Leaving pump off for over a week

gevdog

0
Jun 7, 2018
32
Southern Ontario
I have a 16x32 chlorinated inground pool with a sand filter. I developed a crack at my pressure gauge which I have someone coming to replace the valve. Problem is they won't be able to get to it for another week. I don't want to leave my pump off for that long, especially since it's upwards of 28 degrees celsius in the daytime. I was wondering if I should try running the pump anyway with water dripping from the crack, or if I should leave the pump off for a week until it gets repaired? Not sure what would be worse for the pool and/or plumbing
 
Depends how large the drip is.

How do you chlorinate your pool?

You can pour liquid chlorine in the pool daily and stir the water with your pool brush.
 
A small electric sump pump or pool cover pump (avail at big box store) with a garden hose to a further point in the pool will mix chemicals well and keep pool in good shape.

With that said - can you not replace the pressure gauge? Can you show a picture? It may be a simple part you can grab from Amazon and be back up and running quickly.
 
Even if you can't get a replacement gage right away, most are 1/4 npt. You can put a pipe plug in its place.
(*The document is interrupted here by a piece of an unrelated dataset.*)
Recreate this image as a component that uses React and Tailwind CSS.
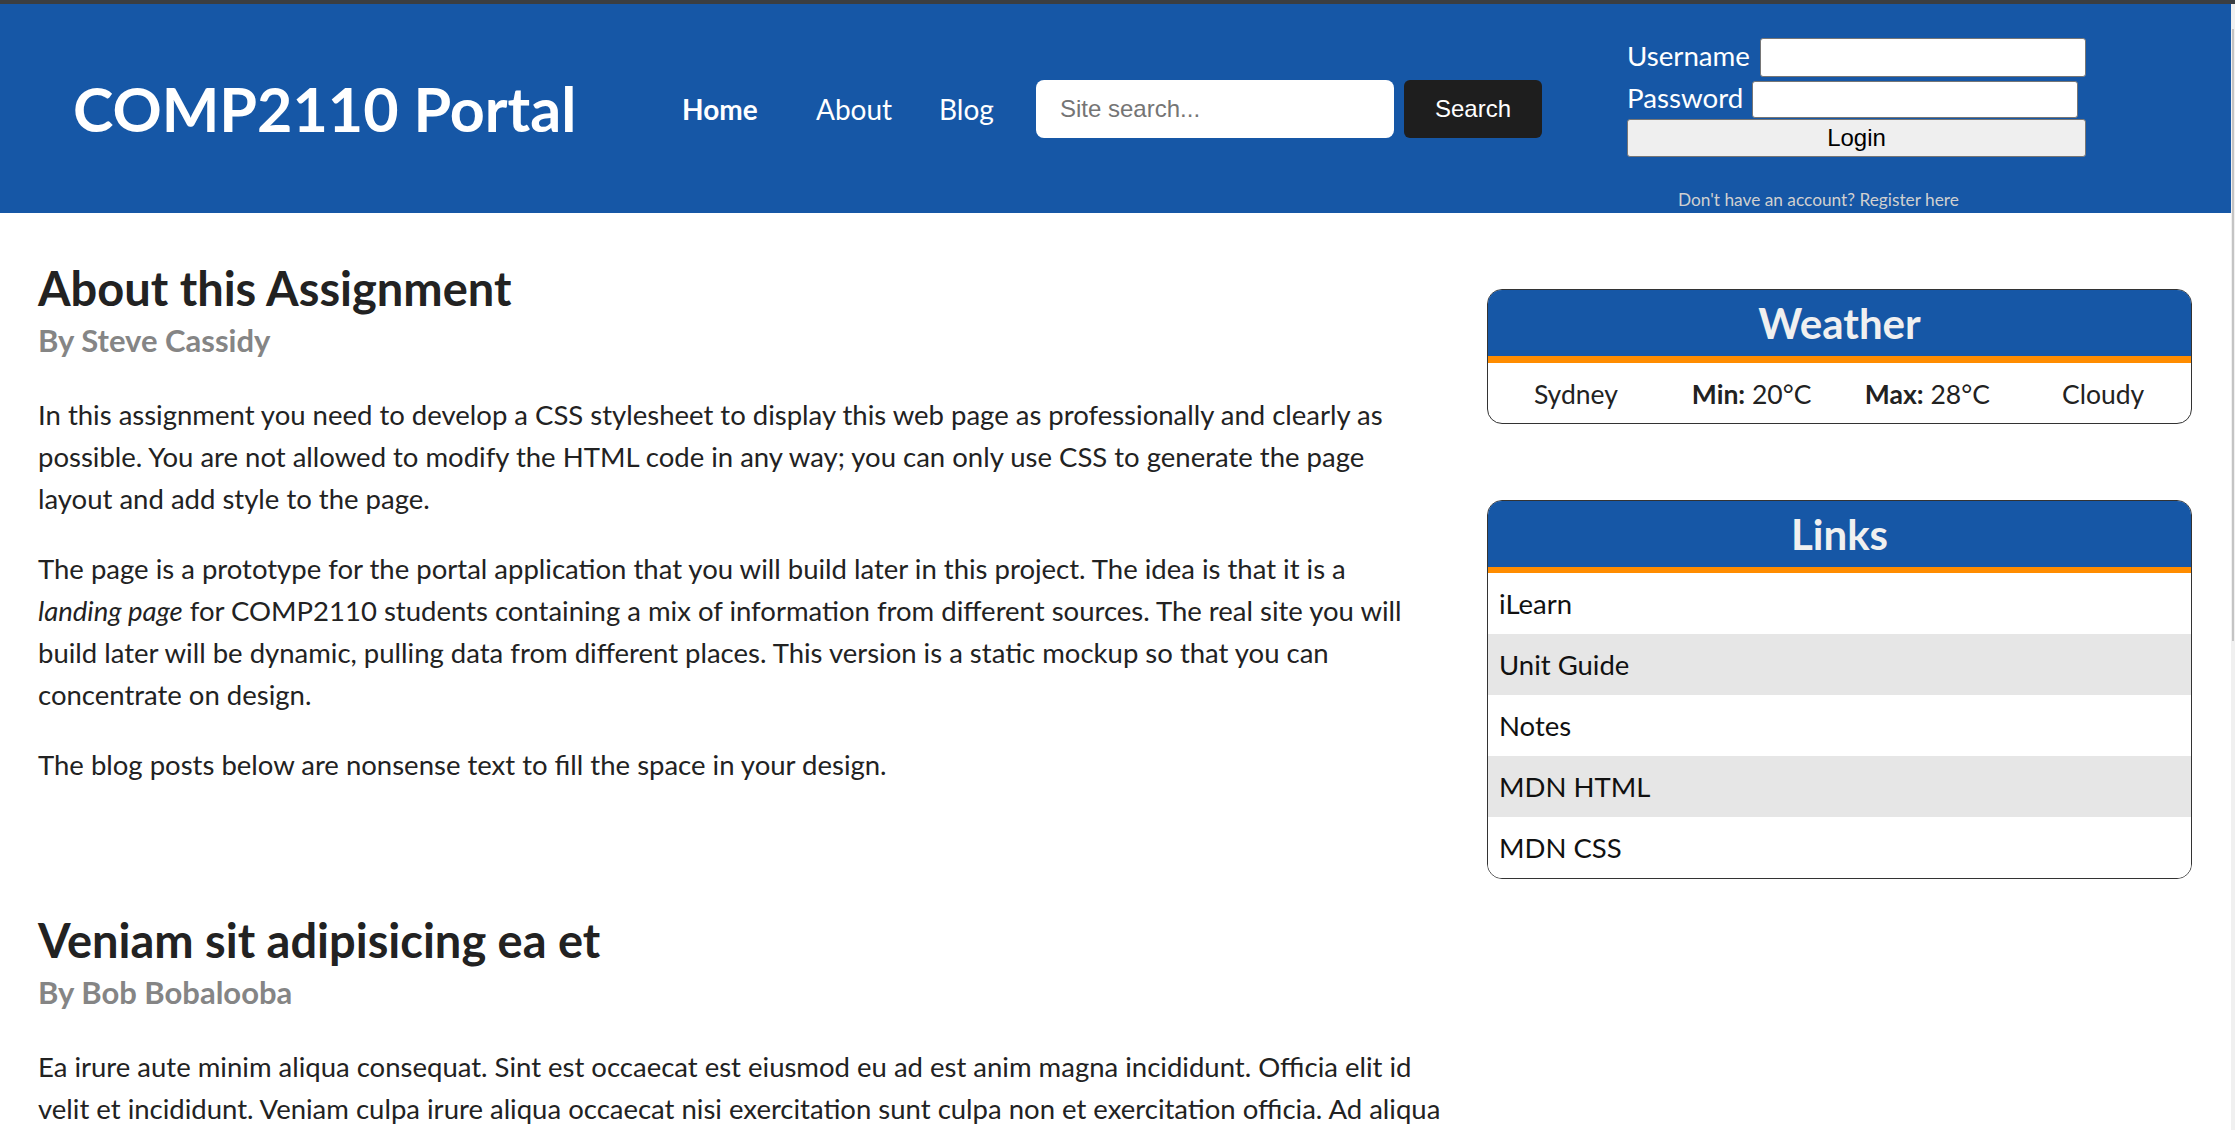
import React from 'react'

const links = ['iLearn', 'Unit Guide', 'Notes', 'MDN HTML', 'MDN CSS']

const App = () => {
  return (
    <div className="h-[1130px] overflow-hidden bg-white font-['Lato',sans-serif] text-[#222]">
      <div className="h-[4px] bg-[#3b3e41]" />
      <div className="flex">
        <div className="w-[2231px]">
          <header className="h-[209px] bg-[#1657a6] flex items-center">
            <h1 className="ml-[73px] w-[509px] whitespace-nowrap text-white font-bold text-[61px] leading-none">COMP2110 Portal</h1>
            <nav className="ml-[100px] flex text-white text-[28px]">
              <a className="w-[134px] font-bold">Home</a>
              <a className="w-[123px]">About</a>
              <a className="w-[52px]">Blog</a>
            </nav>
            <div className="ml-[45px] flex gap-[10px]">
              <input
                placeholder="Site search..."
                className="w-[358px] h-[58px] rounded-[8px] bg-white px-[24px] text-[24px] text-black placeholder:text-[#757575] font-['Liberation_Sans',Arial,sans-serif] outline-none"
              />
              <button className="w-[138px] h-[58px] rounded-[6px] bg-[#1e1e1e] text-white text-[24px] font-['Liberation_Sans',Arial,sans-serif]">
                Search
              </button>
            </div>
            <div className="ml-[85px] self-start mt-[34px] w-[459px] text-white">
              <div className="flex items-center h-[39px]">
                <label className="text-[27.7px] mr-[10px] mb-[3px]">Username</label>
                <input className="w-[326px] h-[39px] bg-white border border-[#767676] rounded-[3px]" />
              </div>
              <div className="flex items-center h-[37px] mt-[4px]">
                <label className="text-[27.7px] mr-[9px] mb-[3px]">Password</label>
                <input className="w-[326px] h-[37px] bg-white border border-[#767676] rounded-[3px]" />
              </div>
              <button className="w-full h-[38px] mt-[1px] bg-[#efefef] border border-[#767676] rounded-[3px] text-black text-[24px] font-['Liberation_Sans',Arial,sans-serif]">
                Login
              </button>
              <p className="ml-[51px] mt-[32px] text-[17.3px] leading-[22px] whitespace-nowrap text-[#d0d0d0]">Don't have an account? Register here</p>
            </div>
          </header>

          <div className="flex px-[38px] pt-[50px]">
            <main className="w-[1410px]">
              <article>
                <h2 className="text-[47px] leading-[50px] font-bold text-[#222]">About this Assignment</h2>
                <p className="mt-[10px] text-[31px] leading-[34px] font-bold text-[#858585]">By Steve Cassidy</p>
                <div className="mt-[37px] max-w-[1390px] text-[27.5px] leading-[42px] flex flex-col gap-[28px]">
                  <p>
                    In this assignment you need to develop a CSS stylesheet to display this web page as professionally and clearly as possible. You are not allowed to modify the HTML code in any way; you can only use CSS to generate the page layout and add style to the page.
                  </p>
                  <p>
                    The page is a prototype for the portal application that you will build later in this project. The idea is that it is a <em>landing page</em> for COMP2110 students containing a mix of information from different sources. The real site you will build later will be dynamic, pulling data from different places. This version is a static mockup so that you can concentrate on design.
                  </p>
                  <p>The blog posts below are nonsense text to fill the space in your design.</p>
                </div>
              </article>
              <article className="mt-[129px]">
                <h2 className="text-[47px] leading-[50px] font-bold text-[#222]">Veniam sit adipisicing ea et</h2>
                <p className="mt-[10px] text-[31px] leading-[34px] font-bold text-[#858585]">By Bob Bobalooba</p>
                <div className="mt-[37px] text-[27.5px] leading-[42px]">
                  <p>
                    Ea irure aute minim aliqua consequat. Sint est occaecat est eiusmod eu ad est anim magna incididunt. Officia elit id velit et incididunt. Veniam culpa irure aliqua occaecat nisi exercitation sunt culpa non et exercitation officia. Ad aliqua nulla laborum ea excepteur et. Ipsum do id laboris elit voluptate magna sunt.
                  </p>
                </div>
              </article>
            </main>

            <aside className="ml-[39px] w-[705px] pt-[26px]">
              <section className="border border-[#333] rounded-[15px] overflow-hidden">
                <h3 className="h-[66px] bg-[#1657a6] text-[#f0f0f0] text-center font-bold text-[42px] leading-[66px]">Weather</h3>
                <div className="h-[7px] bg-[#ff8c00]" />
                <div className="grid grid-cols-4 h-[60px] pt-[4px] items-center text-center text-[26.5px] text-[#222]">
                  <span>Sydney</span>
                  <span><b>Min:</b> 20°C</span>
                  <span><b>Max:</b> 28°C</span>
                  <span>Cloudy</span>
                </div>
              </section>

              <section className="mt-[76px] border border-[#333] rounded-[15px] overflow-hidden">
                <h3 className="h-[66px] bg-[#1657a6] text-[#f0f0f0] text-center font-bold text-[42px] leading-[66px]">Links</h3>
                <div className="h-[6px] bg-[#ff8c00]" />
                <ul>
                  {links.map((l, i) => (
                    <li
                      key={l}
                      className={i % 2 === 1 ? 'h-[61px] leading-[61px] pl-[11px] text-[27.5px] text-[#111] bg-[#e6e6e6]' : 'h-[61px] leading-[61px] pl-[11px] text-[27.5px] text-[#111] bg-white'}
                    >
                      {l}
                    </li>
                  ))}
                </ul>
              </section>
            </aside>
          </div>
        </div>
        <div className="w-[4px] h-[1126px] bg-[#f0f0f0] flex justify-center">
          <div className="w-[2px] h-[612px] mt-[25px] bg-[#c4c4c4]" />
        </div>
      </div>
    </div>
  )
}

export default App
I can understand running with a broken gage, it could fail even more and be a larger leak. and you may not be around to notice it either. If the leak is not to bad and the leaking water isn't an issue, run the pump when you can keep an eye on it. Otherwise you will likely have to deal with an algae issue after you get the gage replaced.
 
It's leaking at about 2L per hour, so not too bad. I can easily keep it topped up with the garden hose. Spent all day making up a contraption to funnel the trickle into a bucket so it's not all over the floor of my pump house. The crack is in the moulding of the valve housing itself so a new gauge wouldn't help. Probably over tightened the gauge. I've been running the pump for a few hours now, so far it's still leaking just a trickle. My concern now is if the crack gets bigger under pressure and the leak goes from a trickle to a geyser
 
I would not expect a catastrophic failure in that area, but that is no guarantee. I would stay run it when you can keep an eye on it.